This year proved that consumers not only demand, but drive global change across the business and political worlds. Consumer expectations and business scrutiny are growing and intensifying to the point where climate change is on everyone’s agenda. And the world is looking for new climate leaders that will set a transparent and authentic approach that will create belief in the future.
Last month’s Climate Week was historical for climate action for many reasons. Here’s a rundown of four of the most significant.
Citizen power was (again) proven real
The Global Climate Strike grew into the largest ever public demonstration. An estimated 4 million people, across all age groups in 170 countries, rallied for change. Change to what is politically possible and globally acceptable.
Businesses and governments without clear climate strategies and targets will be exposed to increased and intensified scrutiny. Now is the time for companies to communicate and demonstrate the actions they are taking.
Greta Thunburg made it blisteringly clear in her address to world leaders at the United Nations Climate Action Summit: “We will be watching you… The world is waking up, and change is coming whether you like it or not.”
Authenticity is key
The day before the strike Amazon and Google revealed new ambitious commitments to climate action.
"The Climate Pledge", largely driven by the Amazon Employees For Climate Justice, finally shed light into Amazon’s climate strategy that includes a commitment to reach Net Zero by 2040, a decade sooner than the Paris Agreement outlined. It also outlines commitments to run on fully renewable energy by 2030, purchase 100,000 fully electric vehicles, and invest $100m in reforestation projects. This is an integrated approach, informed by materiality and aligned to Amazon’s business strategy.
Meanwhile, Google announced the biggest renewables purchase in history with a $2 billion investment in solar and wind energy, leading to many new development projects and employment opportunities.
Whilst this record-breaking news is a fantastic step, neither Amazon’s Pledge nor Google’s announcement address that they are both reported to have funded climate-change deniers. In both cases, consumers are not yet satisfied. They demand full transparency and authentic action that demonstrates Amazon and Google are walking the talk across all areas of the business.
But ambition is something to be commended, especially when it comes to sustainable action. It’s an opportunity for real, transformative change so often hindered by incremental – and therefore easily achievable – goals too often set by businesses. Companies of this size should be at the forefront of setting the most ambitious targets, and set the tone for business transformation.
Transparency is becoming the norm
The global investment community has woken up to the severity and accelerating pace of climate crisis. A business that doesn’t have a robust and public strategy addressing climate impacts is now perceived as a risk. In fact, just this month, Mark Carney said, “companies that don’t adapt will go bankrupt without question”.
The Taskforce on Climate-related Financial Disclosure (TCFD) requires companies to identify and disclose climate-related risks with a financial value attached. This is a daunting step for many businesses requiring modelling of climate scenarios, clear governance and strategy procedures and disclosures related to climate-related risks, let alone targets and metrics.

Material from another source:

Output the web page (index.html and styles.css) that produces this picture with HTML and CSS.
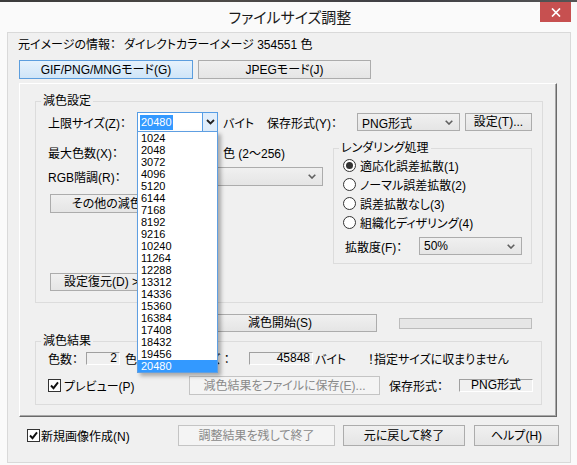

Yet despite these challenging requirements, it’s quickly gathered momentum. The UK government now ‘expects’ TCFD reporting by all listed companies and large asset owners by 2022, in line with the UK Green Finance Strategy. It’s time for business to step up a gear.
There are a wealth of resources available for organisations new to TCFD. We’re big fans of the Climate Disclosure Standard’s Board (CDSB), which has recently launched online training and a good-practice handbook, hosted on its TCFD Knowledge Hub.
Space for more leadership
For a long time, the same corporates have been leading the sustainability agenda. Unilever reached its 100% renewables goal in five continents earlier this year– in good time before its 2020 goal – and M&S, Microsoft and BT continue to have best practice climate plans.
Business, people and planet will only survive in a low carbon future. Emissions are not falling quickly enough to achieve climate targets and switching to renewables will only cut emissions by half. If renewables can only offer half of the solution, the other half is yet to be resolved. Will it come from circular design? New approaches to food? Emerging innovations? Who will lead this agenda?
Clearly, we need more leadership to secure the future of our planet.
The way business shares its climate commitments and progress updates will directly influence perceptions that talent candidates, employees, investors, partners or the general public will have on their future. Climate Week reminds us that consumer power is real, expectations are higher, and the world needs more transparent and authentic leaders in climate action.